I hate the fact that she is in their little lives and that she is thrust upon them and that she ahs a relationship with my 2 kids.

I feel very strongly that if you raise the issue of his  and what he does and he will see you are interferring and controlling his relationship with his children. Remember he sees things through his MLC goggles (whilst you have your relaity goggles on). You cannot control what he does with the children when they are with him. I am sure despite everything he would never put your chidlren in danger.

It is the hardest thing I have ever had to do but it has been the right thing to do ...that is.....keep my views to myself and simply say to the chidlren that 'OW is very important to your Dad' and never ever slag her off - she may end up being a permenant featre in my chidren's lives. I never ever want my children to feel any more torn than they already do by thinking they are hurting me if (gulp) they got on well with the OW and they ended up having a friendship with her. You also have to carefully consider that actually your children may end up liking this OW and you have no right at all to tell them who they can like (or not).

This is when you have to keep stepping away from him and detach - I have posted on other threads that my children are growing up with a good sense of self and they have no issue saying what they think (self esteem is high in my 2!!). I focus on building their self esteem as it will be this that will help them make good, healthy choices in the future and ensure they have a way of expressing their feelings to whoever they meet in their lives.

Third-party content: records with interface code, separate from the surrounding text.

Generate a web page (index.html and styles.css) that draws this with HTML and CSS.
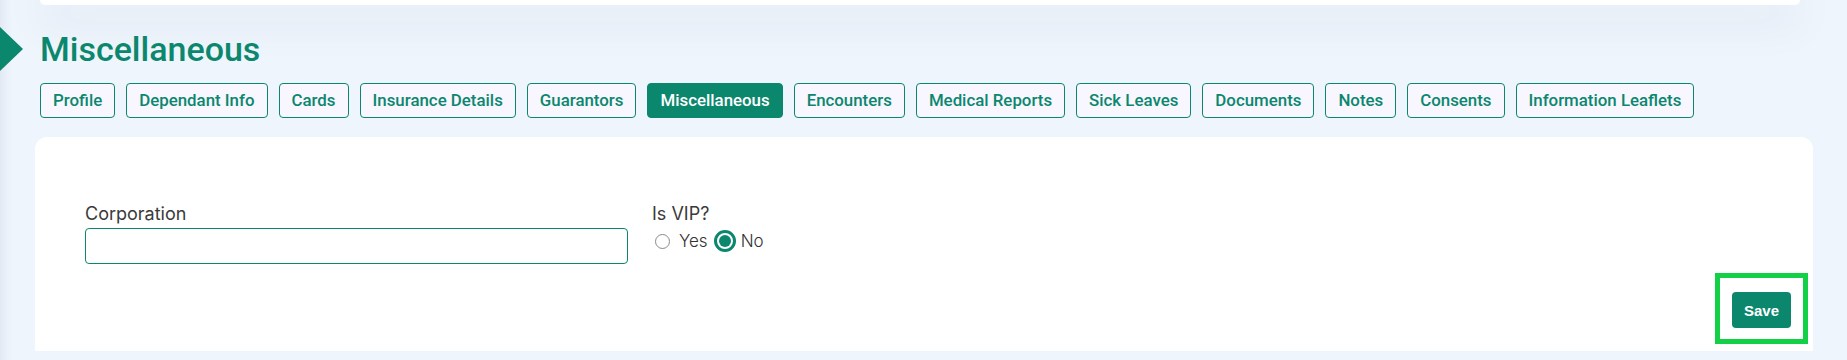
FILE: index.html
```html
<!DOCTYPE html>
<html lang="en">
<head>
<meta charset="utf-8">
<title>Miscellaneous</title>
<link rel="stylesheet" href="styles.css">
</head>
<body>
<div class="page">
  <div class="topbar"></div>
  <div class="heading">
    <span class="marker"></span>
    <h1 class="title">Miscellaneous</h1>
  </div>
  <nav class="tabs">
    <a class="tab">Profile</a>
    <a class="tab">Dependant Info</a>
    <a class="tab">Cards</a>
    <a class="tab">Insurance Details</a>
    <a class="tab">Guarantors</a>
    <a class="tab active">Miscellaneous</a>
    <a class="tab">Encounters</a>
    <a class="tab">Medical Reports</a>
    <a class="tab">Sick Leaves</a>
    <a class="tab">Documents</a>
    <a class="tab">Notes</a>
    <a class="tab">Consents</a>
    <a class="tab">Information Leaflets</a>
  </nav>
  <section class="card">
    <div class="form-row">
      <div class="field">
        <label class="label" for="corp">Corporation</label>
        <input class="input" id="corp" type="text">
      </div>
      <div class="field">
        <span class="label">Is VIP?</span>
        <div class="radios">
          <label class="opt"><span class="radio"></span><span class="opt-text">Yes</span></label>
          <label class="opt"><span class="radio checked"></span><span class="opt-text">No</span></label>
        </div>
      </div>
    </div>
    <div class="actions">
      <div class="save-wrap">
        <button class="save" type="button">Save</button>
      </div>
    </div>
  </section>
</div>
</body>
</html>
```
FILE: styles.css
```css
* { box-sizing: border-box; }
html, body { margin: 0; padding: 0; }
body {
  background: linear-gradient(to right, #e3e9f2 0px, #eaf0f9 6px, #eff5fd 12px);
  font-family: "Inter", "Roboto", sans-serif;
  overflow: hidden;
  height: 360px;
}
.page { display: flex; flex-direction: column; }

.topbar {
  height: 5px;
  margin: 0 47px 0 40px;
  background: #ffffff;
  border-radius: 0 0 25px 25px;
  box-shadow: 0 8px 45px rgba(30, 40, 60, 0.3);
}

.heading {
  display: flex;
  align-items: center;
  margin-top: 24px;
  height: 40px;
}
.marker {
  width: 0; height: 0;
  border-left: 23px solid #0b876e;
  border-top: 22px solid transparent;
  border-bottom: 22px solid transparent;
}
.title {
  margin: 0 0 0 17px;
  font-family: "Roboto", sans-serif;
  font-weight: 500;
  font-size: 34px;
  line-height: 40px;
  color: #0b876e;
}

.tabs {
  display: flex;
  gap: 11px;
  margin: 14px 0 0 40px;
}
.tab {
  display: flex;
  align-items: center;
  height: 35px;
  padding: 0 12px;
  border: 1px solid #0b876e;
  border-radius: 4px;
  background: #f8f6ff;
  color: #0b876e;
  font-family: "Roboto", sans-serif;
  font-weight: 500;
  font-size: 16.85px;
  line-height: 19px;
  white-space: nowrap;
}
.tab.active { background: #0b876e; color: #ffffff; }

.card {
  margin: 19px 34px 0 35px;
  background: #ffffff;
  border-radius: 12px 12px 0 0;
  padding: 66px 22px 23px 50px;
}
.form-row {
  display: grid;
  grid-template-columns: 543px 1fr;
  column-gap: 24px;
}
.field { display: flex; flex-direction: column; }
.label {
  font-size: 18px;
  line-height: 22px;
  color: #3a3a3a;
}
.input {
  margin-top: 3px;
  height: 36px;
  border: 1px solid #0b876e;
  border-radius: 4px;
  background: #fff;
  font: inherit;
  outline: none;
}
.radios {
  display: flex;
  align-items: center;
  height: 22px;
  margin-top: 5px;
}
.opt { display: flex; align-items: center; }
.opt-text {
  font-size: 17px;
  font-weight: 300;
  color: #333333;
}
.radio {
  width: 15px; height: 15px;
  border: 1px solid #8a8a8a;
  border-radius: 50%;
  margin: 0 9px 0 3px;
  background: #fff;
}
.opt + .opt .radio { margin-left: 6px; }
.radio.checked {
  width: 22px; height: 22px;
  border: 3px solid #0b876e;
  padding: 2px;
  background: #0b876e;
  background-clip: content-box;
  margin-right: 5px;
}

.actions {
  display: flex;
  justify-content: flex-end;
  margin-top: 28px;
}
.save-wrap { position: relative; }
.save-wrap::after {
  content: "";
  position: absolute;
  top: -19px; bottom: -16px; left: -17px; right: -17px;
  border: 5px solid #12d146;
  pointer-events: none;
}
.save {
  height: 36px;
  padding: 0 12px;
  border: none;
  border-radius: 4px;
  background: #0b876e;
  color: #ffffff;
  font-family: "Liberation Sans", Arial, sans-serif;
  font-weight: 700;
  font-size: 15px;
}
```
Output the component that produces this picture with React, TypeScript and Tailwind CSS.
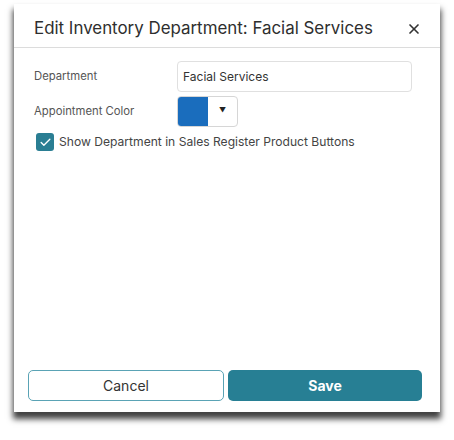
import { Check, X } from "lucide-react";

export default function App() {
  return (
    <div className="min-h-[440px] bg-white pl-[14px] pt-[4px] font-['Inter','Noto_Sans',sans-serif]">
      <div className="flex h-[408px] w-[426px] flex-col bg-white shadow-[0_6px_6px_1px_rgba(0,0,0,0.75)]">
        <div className="flex h-[44px] items-center justify-between border-b border-[#dcdcdc] pl-[20px] pr-[18px] pt-[6px]">
          <h1 className="text-[16.9px] text-[#2e2e2e]">Edit Inventory Department: Facial Services</h1>
          <X className="size-[16px] text-[#333]" strokeWidth={2.5} />
        </div>

        <div className="flex flex-1 flex-col pl-[20px] pr-[28px] pt-[13px]">
          <div className="flex items-center">
            <span className="w-[143px] text-[11.3px] text-[#555]">Department</span>
            <div className="flex h-[31px] flex-1 items-center rounded-[4px] border border-[#e0e0e0] px-[5px] text-[12px] text-[#333]">
              Facial Services
            </div>
          </div>

          <div className="mt-[4px] flex items-center">
            <span className="w-[143px] text-[11.3px] text-[#555]">Appointment Color</span>
            <div className="flex h-[31px] w-[61px] overflow-hidden rounded-[4px] border border-[#d6d6d6]">
              <div className="w-[30px] bg-[#1a6dbd]" />
              <div className="flex flex-1 items-center justify-center text-[7px] text-[#222]">▼</div>
            </div>
          </div>

          <label className="mt-[6px] flex items-center gap-[5px] pl-[2px]">
            <span className="flex size-[18px] items-center justify-center rounded-[3px] bg-[#2a7e93]">
              <Check className="size-[13px] text-white" strokeWidth={2.5} />
            </span>
            <span className="text-[12.1px] text-[#444]">Show Department in Sales Register Product Buttons</span>
          </label>
        </div>

        <div className="flex gap-[4px] pb-[11px] pl-[14px] pr-[18px]">
          <button className="h-[31px] flex-1 rounded-[5px] border border-[#5aa3b5] bg-white text-[14px] text-[#333]">
            Cancel
          </button>
          <button className="h-[31px] flex-1 rounded-[5px] bg-[#277f94] text-[14px] font-bold text-white">
            Save
          </button>
        </div>
      </div>
    </div>
  );
}
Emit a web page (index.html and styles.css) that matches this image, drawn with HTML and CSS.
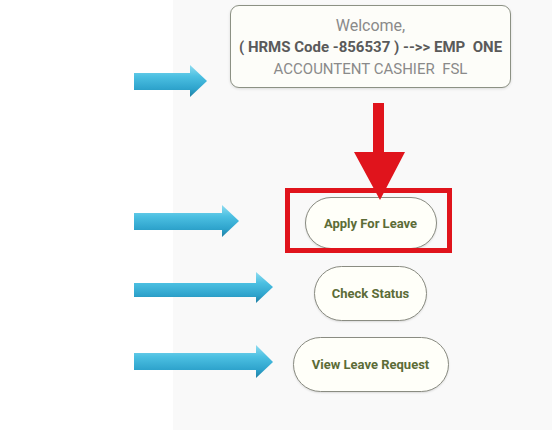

SnD, I know it is hard and you are hurting but you cannot control what he does with the kids and you have no right to force your belief about his relationship on him - it works the other way round too - he has no right to tell you what you do with your chidlren when you have them in your care and if your life moves on you would not welcome HIM chiming in giving his 2 cents on what he thought of someone you cared a lot about or the quality of your relationships.......
I don't mean to be harsh but when there is an OW involved our situations become triangles. I work best in straight lines so keep my husband's OW out of my relationship with him (I am dark) and my relationship with my chidlren. She's not worth my energy or focus.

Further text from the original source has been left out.